Another way to refine our search is to filter by one of Google’s location types. For example, we can set type=bakery
to request all bakeries within the radius distance. Of course, some bakeries might not be identified as such in Google’s database and therefore would be excluded from results. For a broad keyword search such as “bakery,” we elected not to specify a type at all, instead collecting all available data and then further refining the measure by spot-checking the results.
It’s important to remember that Google returns a maximum of 60 results per search, which are returned in three “pages” of 20. The pagetoken
parameter is included in the API response if there are additional pages of results to retrieve. Our function follows these tokens and joins the pages together into one list of 60. That is important to remember if you care about getting every result from your search within a specific territory, rather than just the closest or most relevant one.
You can achieve complete coverage within a territory in two ways. If you set rankby=distance
, then you can can presume that there are no omitted results that are closer than the 60th result. Otherwise, you can constrain your search radius until the number of returned institutions is under 60 and make additional queries over the area until you have complete coverage. With both strategies, it is important to reposition the location of follow-up queries as you retrieve results. The code below, implemented in Python, returns the 60 most prominent places that are found within the specified radius of the coordinates:
import requests
class GoogleSearchError(Exception):
pass
def search_places(
location = None,
keywords = None,
place_type = None,
page_token = None,
api_key = None,
radius = 50000,
tries = 10
):
place_url = 'https://maps.googleapis.com/maps/api/place/nearbysearch/json' \
'?key={}'.format(api_key)
# read more about API fields here:
# https://developers.google.com/places/web-service/search#PlaceSearchRequests
for api_field, api_field_value in (
# location is a coordinate tuple like (latitude, longitude)

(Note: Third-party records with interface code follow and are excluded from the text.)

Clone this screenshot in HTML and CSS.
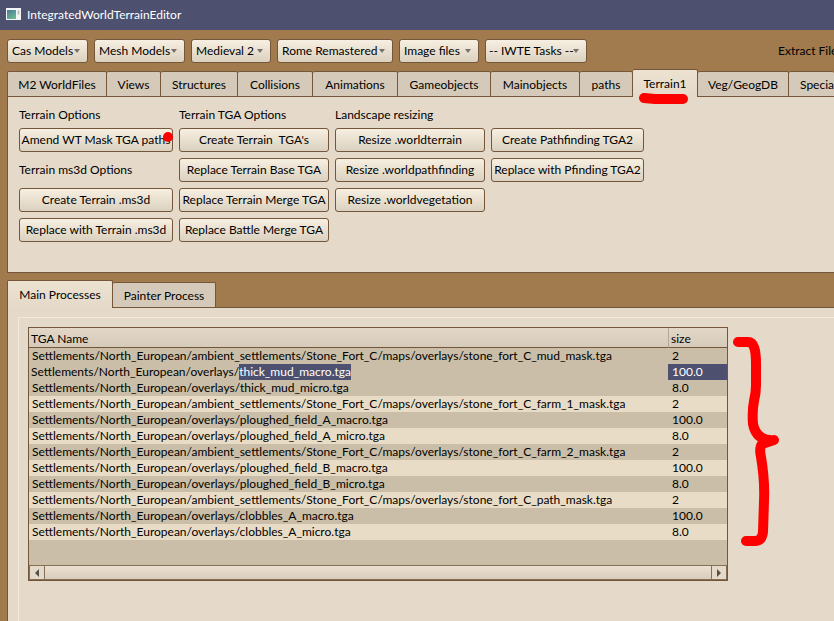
FILE: index.html
```html
<!DOCTYPE html>
<html lang="en">
<head>
<meta charset="utf-8">
<title>IntegratedWorldTerrainEditor</title>
<link rel="stylesheet" href="styles.css">
</head>
<body>
<header class="titlebar">
  <svg class="app-icon" width="15" height="12" viewBox="0 0 15 12" aria-hidden="true">
    <defs><linearGradient id="app-fill" x1="0" y1="0" x2="0.6" y2="1"><stop offset="0" stop-color="#4a7a9c"/><stop offset="1" stop-color="#6cb793"/></linearGradient></defs>
    <rect width="15" height="12" fill="#f4f5f5"/>
    <rect x="1" y="2" width="9" height="9" fill="url(#app-fill)"/>
    <rect x="11" y="2" width="3" height="5" fill="#dde3df"/>
    <rect x="12" y="3" width="1" height="3" fill="#a9bdb0"/>
  </svg>
  <h1>IntegratedWorldTerrainEditor</h1>
</header>
<main class="workspace">
  <div class="toolbar">
    <span class="menu menu-cas"><select aria-label="Cas Models"><option>Cas Models</option></select><svg width="6" height="4" viewBox="0 0 6 4"><path d="M0 0h6L3 4z"/></svg></span>
    <span class="menu menu-mesh"><select aria-label="Mesh Models"><option>Mesh Models</option></select><svg width="6" height="4" viewBox="0 0 6 4"><path d="M0 0h6L3 4z"/></svg></span>
    <span class="menu"><select aria-label="Medieval 2"><option>Medieval 2</option></select><svg width="6" height="4" viewBox="0 0 6 4"><path d="M0 0h6L3 4z"/></svg></span>
    <span class="menu menu-rome"><select aria-label="Rome Remastered"><option>Rome Remastered</option></select><svg width="6" height="4" viewBox="0 0 6 4"><path d="M0 0h6L3 4z"/></svg></span>
    <span class="menu"><select aria-label="Image files"><option>Image files</option></select><svg width="6" height="4" viewBox="0 0 6 4"><path d="M0 0h6L3 4z"/></svg></span>
    <span class="menu menu-tasks"><select aria-label="IWTE Tasks"><option>-- IWTE Tasks --</option></select><svg width="6" height="4" viewBox="0 0 6 4"><path d="M0 0h6L3 4z"/></svg></span>
    <span class="extract">Extract File</span>
  </div>

  <div class="tabs tabs-main" role="tablist">
    <button role="tab">M2 WorldFiles</button>
    <button role="tab">Views</button>
    <button role="tab">Structures</button>
    <button role="tab">Collisions</button>
    <button role="tab">Animations</button>
    <button role="tab">Gameobjects</button>
    <button role="tab">Mainobjects</button>
    <button role="tab">paths</button>
    <button role="tab" class="active" aria-selected="true">Terrain1
      <svg class="underline" width="50" height="12" viewBox="0 0 50 12" aria-hidden="true"><path d="M5 5L16 6H44"/></svg>
    </button>
    <button role="tab">Veg/GeogDB</button>
    <button role="tab" class="clipped">Specia</button>
  </div>
  <section class="panel options">
    <div class="group group-wide">
      <h2>Terrain Options</h2>
      <button class="btn">Amend WT Mask TGA paths<i class="dot"></i></button>
      <h2>Terrain ms3d Options</h2>
      <button class="btn">Create Terrain .ms3d</button>
      <button class="btn">Replace with Terrain .ms3d</button>
    </div>
    <div class="group">
      <h2>Terrain TGA Options</h2>
      <button class="btn">Create Terrain&nbsp; TGA's</button>
      <button class="btn">Replace Terrain Base TGA</button>
      <button class="btn">Replace Terrain Merge TGA</button>
      <button class="btn">Replace Battle Merge TGA</button>
    </div>
    <div class="group">
      <h2>Landscape resizing</h2>
      <button class="btn">Resize .worldterrain</button>
      <button class="btn">Resize .worldpathfinding</button>
      <button class="btn">Resize .worldvegetation</button>
    </div>
    <div class="group group-bare">
      <button class="btn">Create Pathfinding TGA2</button>
      <button class="btn">Replace with Pfinding TGA2</button>
    </div>
  </section>

  <div class="tabs tabs-process" role="tablist">
    <button role="tab" class="active" aria-selected="true">Main Processes</button>
    <button role="tab">Painter Process</button>
  </div>
  <section class="panel process">
    <div class="frame">
      <div class="table-box">
        <table>
          <thead><tr><th>TGA Name</th><th class="size">size</th></tr></thead>
          <tbody>
            <tr><td>Settlements/North_European/ambient_settlements/Stone_Fort_C/maps/overlays/stone_fort_C_mud_mask.tga</td><td>2</td></tr>
            <tr class="editing"><td>Settlements/North_European/overlays/<mark>thick_mud_macro.tga</mark></td><td class="selected">100.0</td></tr>
            <tr><td>Settlements/North_European/overlays/thick_mud_micro.tga</td><td>8.0</td></tr>
            <tr><td>Settlements/North_European/ambient_settlements/Stone_Fort_C/maps/overlays/stone_fort_C_farm_1_mask.tga</td><td>2</td></tr>
            <tr><td>Settlements/North_European/overlays/ploughed_field_A_macro.tga</td><td>100.0</td></tr>
            <tr><td>Settlements/North_European/overlays/ploughed_field_A_micro.tga</td><td>8.0</td></tr>
            <tr><td>Settlements/North_European/ambient_settlements/Stone_Fort_C/maps/overlays/stone_fort_C_farm_2_mask.tga</td><td>2</td></tr>
            <tr><td>Settlements/North_European/overlays/ploughed_field_B_macro.tga</td><td>100.0</td></tr>
            <tr><td>Settlements/North_European/overlays/ploughed_field_B_micro.tga</td><td>8.0</td></tr>
            <tr><td>Settlements/North_European/ambient_settlements/Stone_Fort_C/maps/overlays/stone_fort_C_path_mask.tga</td><td>2</td></tr>
            <tr><td>Settlements/North_European/overlays/clobbles_A_macro.tga</td><td>100.0</td></tr>
            <tr><td>Settlements/North_European/overlays/clobbles_A_micro.tga</td><td>8.0</td></tr>
          </tbody>
        </table>
        <div class="scrollbar">
          <button aria-label="Scroll left"><svg width="4" height="8" viewBox="0 0 4 8"><path d="M4 0v8L0 4z"/></svg></button>
          <span class="thumb"></span>
          <button aria-label="Scroll right"><svg width="4" height="8" viewBox="0 0 4 8"><path d="M0 0v8L4 4z"/></svg></button>
        </div>
        <svg class="brace" width="48" height="212" viewBox="0 0 48 212" aria-hidden="true">
          <path d="M6 6H16C22 6 24 14 24 28V49Q24 57 22 65Q20 75 21 88Q24 103 38 104M42 104L30 108Q27 112 29 121Q33 145 32 165L31 196Q30 205 23 205H14"/>
        </svg>
      </div>
    </div>
  </section>
</main>
</body>
</html>
```
FILE: styles.css
```css
* { box-sizing: border-box; }

html, body { height: 100%; }

body {
  margin: 0;
  display: flex;
  flex-direction: column;
  overflow: hidden;
  background: #a17b4e;
  color: #000;
  font: 12px/16px Lato, "Noto Sans", sans-serif;
}

button, select, h1, h2, th { font: inherit; color: inherit; margin: 0; }

button, th, td, h1, h2, .extract { white-space: nowrap; }

.titlebar {
  flex: none;
  display: flex;
  align-items: center;
  gap: 6px;
  height: 30px;
  padding: 0 6px;
  background: #4d506e;
  color: #fff;
}

.app-icon { margin-bottom: 2px; }

.workspace {
  flex: 1;
  display: flex;
  flex-direction: column;
  min-height: 0;
  padding-left: 7px;
}

.toolbar {
  display: flex;
  gap: 6px;
  padding: 9px 0;
}

.menu {
  position: relative;
  flex: none;
  width: 80px;
  height: 24px;
}

.menu-cas { width: 81px; }
.menu-mesh { width: 91px; }
.menu-rome { width: 116px; }
.menu-tasks { width: 102px; }

.menu select {
  appearance: none;
  width: 100%;
  height: 100%;
  padding: 0 0 0 4px;
}

.menu svg {
  position: absolute;
  right: 8px;
  top: 10px;
  fill: #76716a;
}

.menu-tasks select { padding-left: 3px; }

.menu select, .btn {
  border: 1px solid #74573a;
  border-radius: 3px;
  background: linear-gradient(#f7efe1, #dbd1c0);
}

.extract {
  margin-left: auto;
  width: 56px;
  overflow: hidden;
  line-height: 24px;
}

.tabs {
  display: flex;
  align-items: flex-end;
  height: 27px;
  position: relative;
}

.tabs button {
  position: relative;
  flex: none;
  height: 25px;
  padding: 2px 0 0;
  border: 1px solid #74573a;
  border-left-width: 0;
  border-bottom: 0;
  border-radius: 2px 2px 0 0;
  background: #d5cab9;
}

.tabs button:first-child { border-left-width: 1px; }

.tabs button.active {
  height: 28px;
  margin-bottom: -1px;
  padding-top: 0;
  background: linear-gradient(#ede2d0, #e5daca);
}

.tabs-main {
  display: grid;
  grid-template-columns: 100px 54px 77px 75px 85px 93px 89px 53px 65px 91px 1fr;
  margin-top: -3px;
}

.tabs .clipped {
  min-width: 0;
  padding-left: 11px;
  border-right: 0;
  text-align: left;
  overflow: hidden;
}

.tabs-process { margin-top: 7px; }
.tabs-process button { width: 103px; }
.tabs-process .active { width: 106px; }

.underline {
  position: absolute;
  left: 6px;
  top: 23px;
  fill: none;
  stroke: #f00;
  stroke-width: 10px;
  stroke-linecap: round;
  stroke-linejoin: round;
}

.panel {
  border: 1px solid #74573a;
  border-right: 0;
  background: #e5daca;
}

.options {
  display: flex;
  gap: 6px;
  height: 177px;
  padding: 11px;
}

.group {
  display: flex;
  flex-direction: column;
  gap: 6px;
  width: 150px;
}

.group-wide { width: 154px; }

.group-bare {
  width: 153px;
  padding-top: 20px;
}

.group h2 { line-height: 24px; }
.group h2:first-child { line-height: 14px; }

.btn {
  position: relative;
  height: 24px;
  padding: 0;
}

.dot {
  position: absolute;
  right: -1px;
  top: 3px;
  width: 10px;
  height: 10px;
  border-radius: 50%;
  background: #f00;
}

.process {
  flex: 1;
  padding: 9px 0 0 10px;
  border-bottom: 0;
}

.frame {
  height: 100%;
  padding: 9px;
  border: 1px solid #f5ead9;
  border-right: 0;
  border-bottom: 0;
}

.table-box {
  position: relative;
  width: 700px;
  border: 1px solid #74573a;
  background: #cabea8;
}

table {
  width: 100%;
  margin-bottom: 25px;
  border-collapse: separate;
  border-spacing: 0;
  table-layout: fixed;
}

th {
  height: 20px;
  padding: 2px 2px 0;
  border-bottom: 1px solid #74573a;
  background: linear-gradient(#e3d8c7, #d6cbba);
  text-align: left;
}

.size {
  width: 59px;
  border-left: 1px solid #b3a896;
}

td {
  height: 16px;
  padding: 0 3px;
  line-height: 16px;
}

td + td { padding-left: 4px; }

tbody tr:nth-child(2n + 4) { background: #e8dcc6; }

.editing td:first-child { padding-left: 2px; }

mark, .selected {
  background: #4d506e;
  color: #fff;
}

mark { display: inline-block; }

.scrollbar {
  display: flex;
  height: 15px;
  border: 1px solid #857055;
  background: #857055;
  gap: 1px;
}

.scrollbar button {
  display: grid;
  place-items: center;
  width: 14px;
  padding: 0;
  border: 0;
  background: #e5daca;
}

.scrollbar svg { fill: #575046; }

.thumb {
  flex: 1;
  background: linear-gradient(#ece1d0, #d9cebd);
}

.brace {
  position: absolute;
  left: 703px;
  top: 8px;
  fill: none;
  stroke: #f00;
  stroke-width: 10px;
  stroke-linecap: round;
  stroke-linejoin: round;
}
```
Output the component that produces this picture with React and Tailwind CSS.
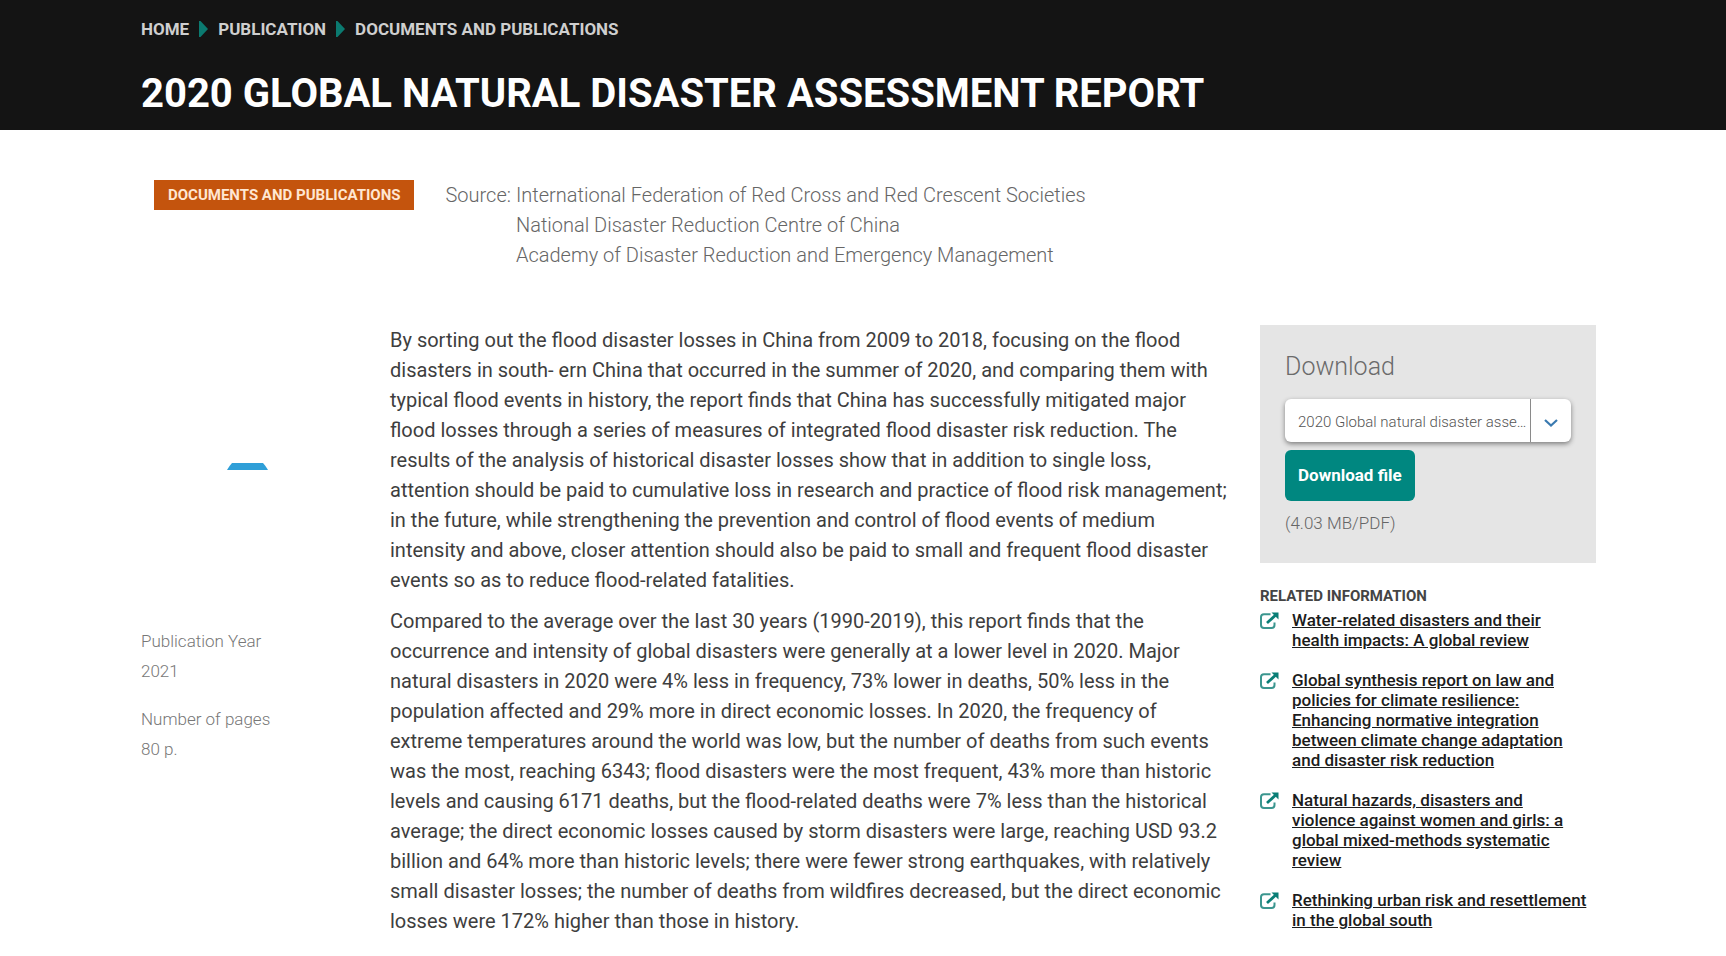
const sources = [
  "International Federation of Red Cross and Red Crescent Societies",
  "National Disaster Reduction Centre of China",
  "Academy of Disaster Reduction and Emergency Management",
];

const related = [
  "Water-related disasters and their health impacts: A global review",
  "Global synthesis report on law and policies for climate resilience: Enhancing normative integration between climate change adaptation and disaster risk reduction",
  "Natural hazards, disasters and violence against women and girls: a global mixed-methods systematic review",
  "Rethinking urban risk and resettlement in the global south",
];

const facts = [
  { label: "Publication Year", value: "2021" },
  { label: "Number of pages", value: "80 p." },
];

function CrumbArrow() {
  return (
    <svg viewBox="0 0 9 16" className="h-4 w-[9px] fill-[#0b7a70]" aria-hidden="true">
      <path d="M0 0 H1.5 L9 8 L1.5 16 H0 Z" />
    </svg>
  );
}

function ExternalLinkIcon() {
  return (
    <svg viewBox="0 0 19 17" className="mt-[2px] h-[17px] w-[19px] shrink-0" fill="none" aria-hidden="true">
      <path
        d="M10.5 2.2 H4 Q1 2.2 1 5 V13 Q1 16 4 16 H11.5 Q14.5 16 14.5 13 V10.5"
        stroke="#3b968f"
        strokeWidth="2"
      />
      <path d="M7 11 L15.5 3.2" stroke="#0b7f77" strokeWidth="2.8" />
      <path d="M11.5 0.5 H18.5 V7.5 Z" fill="#0b7f77" />
    </svg>
  );
}

function Header() {
  return (
    <header className="bg-[#141414] pt-[18px] pr-[130px] pb-[7px] pl-[141px]">
      <nav aria-label="Breadcrumb">
        <ol className="flex items-center gap-[10px] text-[17px] leading-[22px] font-bold text-[#cfcfcf]">
          <li><a href="#home">HOME</a></li>
          <li><CrumbArrow /></li>
          <li><a href="#publication">PUBLICATION</a></li>
          <li><CrumbArrow /></li>
          <li><a href="#documents">DOCUMENTS AND PUBLICATIONS</a></li>
        </ol>
      </nav>
      <h1 className="mt-6 text-[40px] leading-[59px] font-bold text-white">
        2020 GLOBAL NATURAL DISASTER ASSESSMENT REPORT
      </h1>
    </header>
  );
}

function DownloadCard() {
  return (
    <section className="bg-[#e5e5e5] px-[25px] pt-[27px] pb-[25px]">
      <h2 className="text-[25px] leading-[30px] font-light text-[#6b6b6b]">
        <label htmlFor="file">Download</label>
      </h2>
      <div className="relative mt-[17px] flex h-[43px] rounded-md bg-white shadow-[0_2px_5px_rgba(0,0,0,0.45)]">
        <select
          id="file"
          className="w-full appearance-none truncate rounded-md bg-transparent pt-[3px] pr-[42px] pl-[13px] text-[15px] font-light text-[#555]"
        >
          <option>2020 Global natural disaster assessment report</option>
        </select>
        <span className="pointer-events-none absolute inset-y-0 right-0 flex w-[41px] items-center justify-center border-l border-[#8a8a8a]">
          <svg viewBox="0 0 14 8" className="mt-1 h-2 w-[14px]" fill="none" stroke="#3a7ab0" strokeWidth="2.2" aria-hidden="true">
            <path d="M1 1 L7 6.5 L13 1" />
          </svg>
        </span>
      </div>
      <button
        type="button"
        className="mt-2 h-[51px] rounded-md bg-[#008780] px-[13px] text-[17px] font-bold text-white"
      >
        Download file
      </button>
      <p className="mt-[7px] text-[17px] leading-[30px] font-light text-[#666]">(4.03 MB/PDF)</p>
    </section>
  );
}

function Related() {
  return (
    <section className="mt-[23px]">
      <h2 className="text-[15px] leading-[20px] font-bold text-[#444]">RELATED INFORMATION</h2>
      <ul className="mt-1 flex flex-col gap-5 pr-2">
        {related.map((title) => (
          <li key={title} className="flex gap-[13px]">
            <ExternalLinkIcon />
            <a href="#related" className="text-[17px] leading-[20px] font-medium text-[#1c1c1c] underline">
              {title}
            </a>
          </li>
        ))}
      </ul>
    </section>
  );
}

export default function App() {
  return (
    <div className="bg-white font-['Roboto',sans-serif]">
      <Header />
      <div className="flex items-start pt-[50px] pr-[130px] pl-[154px]">
        <span className="shrink-0 bg-[#c4540d] px-[14px] text-[15px] leading-[30px] font-bold text-[#ffe6d2]">
          DOCUMENTS AND PUBLICATIONS
        </span>
        <dl className="ml-[31px] flex gap-[5px] text-[20px] leading-[30px] font-light text-[#666]">
          <dt>Source:</dt>
          <dd>
            <ul>
              {sources.map((name) => (
                <li key={name}>{name}</li>
              ))}
            </ul>
          </dd>
        </dl>
      </div>
      <div className="grid grid-cols-[249px_1fr_336px] pt-[55px] pr-[130px] pb-5 pl-[141px]">
        <aside className="pt-[138px]">
          <svg viewBox="0 0 41 7" className="ml-[86px] h-[7px] w-[41px] fill-[#2f9fd8]" aria-hidden="true">
            <path d="M5 0 H36 Q38 2 41 7 H0 Q3 2 5 0 Z" />
          </svg>
          <dl className="mt-[156px] flex flex-col gap-[18px] text-[17px] leading-[30px] font-light text-[#777]">
            {facts.map((fact) => (
              <div key={fact.label}>
                <dt>{fact.label}</dt>
                <dd>{fact.value}</dd>
              </div>
            ))}
          </dl>
        </aside>
        <main className="flex flex-col gap-[11px] pr-8 text-[20px] leading-[30px] text-[#3e3e3e]">
          <p>
            By sorting out the flood disaster losses in China from 2009 to 2018, focusing on the flood disasters in
            south- ern China that occurred in the summer of 2020, and comparing them with typical flood events in
            history, the report finds that China has successfully mitigated major flood losses through a series of
            measures of integrated flood disaster risk reduction. The results of the analysis of historical disaster
            losses show that in addition to single loss, attention should be paid to cumulative loss in research and
            practice of flood risk management; in the future, while strengthening the prevention and control of flood
            events of medium intensity and above, closer attention should also be paid to small and frequent flood
            disaster events so as to reduce flood-related fatalities.
          </p>
          <p>
            Compared to the average over the last 30 years (1990-2019), this report finds that the occurrence and
            intensity of global disasters were generally at a lower level in 2020. Major natural disasters in 2020
            were 4% less in frequency, 73% lower in deaths, 50% less in the population affected and 29% more in direct
            economic losses. In 2020, the frequency of extreme temperatures around the world was low, but the number
            of deaths from such events was the most, reaching 6343; flood disasters were the most frequent, 43% more
            than historic levels and causing 6171 deaths, but the flood-related deaths were 7% less than the
            historical average; the direct economic losses caused by storm disasters were large, reaching USD 93.2
            billion and 64% more than historic levels; there were fewer strong earthquakes, with relatively small
            disaster losses; the number of deaths from wildfires decreased, but the direct economic losses were 172%
            higher than those in history.
          </p>
        </main>
        <aside>
          <DownloadCard />
          <Related />
        </aside>
      </div>
    </div>
  );
}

('location', location if location is None else ','.join(str(l) for l in location)),
('keyword', keywords),
('radius', radius),
('type', place_type),
('pagetoken', page_token)
):
if api_field_value is not None:
place_url += '&{}={}'.format(api_field, api_field_value)
"""
Requests using a page token may fail with status "INVALID_REQUEST"
if dispatched too quickly; tokens take a few seconds to become valid.
Requests may also semi-randomly fail with status "UNKNOWN_ERROR",
but often these work on the next try.
This function will retry after a short sleep until we either
hit the tries limit, succeed (status "OK"), or get a bad status like "DENIED".
"""
while tries > 0:
response = requests.get(place_url).json()
if response['status'] == 'UNKNOWN_ERROR' \
or response['status'] == 'INVALID_REQUEST' \
and page_token is not None:
tries -= 1
# We build in some sleep time when using a page token,
# but sometimes it may take another try.
print('[INFO] Request failed, will retry {} times.'.format(tries))
time.sleep(2)
continue
elif response['status'] == 'ZERO_RESULTS':
# sometimes pages are empty...
return []
elif 'DENIED' in response['status']:
raise GoogleSearchError('[ERROR] API request DENIED; response: {}'.format(
response
))
elif response['status'] != 'OK':
raise GoogleSearchError('[ERROR] API request failed; response: {}'.format(
response
))
else:
break
if tries == 0 and not any(
value in response for value in ('next_page_token', 'results')
):
raise GoogleSearchError('[ERROR] API request failed and ran out of retries.')
results = response['results']
if 'next_page_token' in response:
# There is a short delay between when a next_page_token
# is issued and when it will become valid.
time.sleep(2)
results += search_places(page_token = response['next_page_token'])
return results
Google Maps is not the only geospatial data provider. Another popular option is the Open Street Map, which crowd-sources location information. By using any of these services, researchers can better understand the geographic context of specific locations and examine whether that geography has broader implications.